Are you sure the gradients are zeros everywhere in the embedding weight parameter?
Note that only the selected weight “rows” will get a valid gradient, so depending on the way you’ve check it (e.g. by printing the .grad attribute only) it could look as if it’s all zeros.
Here is a small example to show the gradients:

emb = nn.Embedding(3, 4)
x = torch.tensor([[1]])
out = emb(x)
out.mean().backward()
print(emb.weight.grad)
> tensor([[0.0000, 0.0000, 0.0000, 0.0000],
          [0.2500, 0.2500, 0.2500, 0.2500],
          [0.0000, 0.0000, 0.0000, 0.0000]])

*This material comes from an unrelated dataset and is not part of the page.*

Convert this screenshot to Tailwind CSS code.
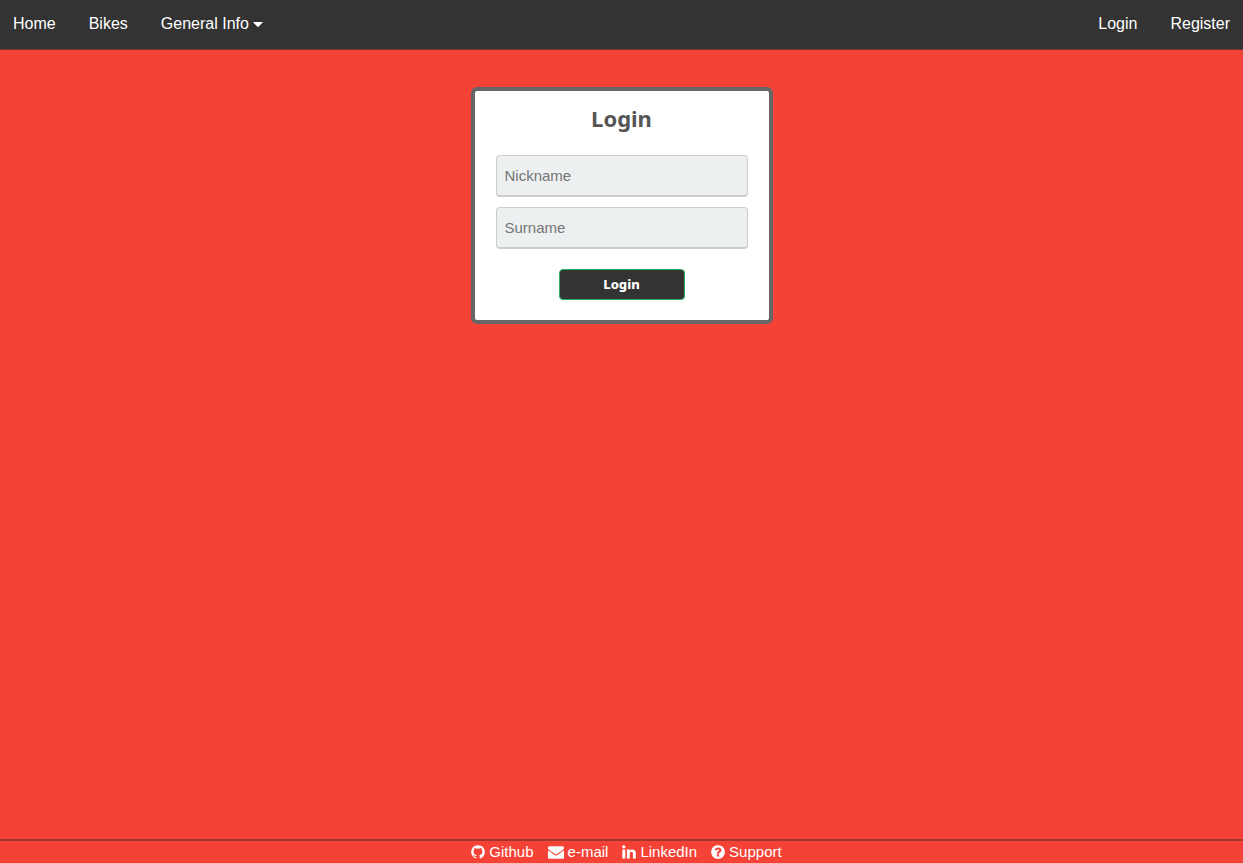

Yes, you are right. I re-check again with this snippet of code:

if spartaNet.query_encoder.weight.grad is not None:
    print(torch.sum(spartaNet.query_encoder.weight.grad == 0).item() == 30522 * 768) # if all the rows' grad are 0s
else:
    print("None")

And it always returns Ture. So the embedding layer’s grad is always 0. I am thinking that the gradients might be done to the indexes of tokens I’ve passed in, that’s why it is always 0s since they are constants?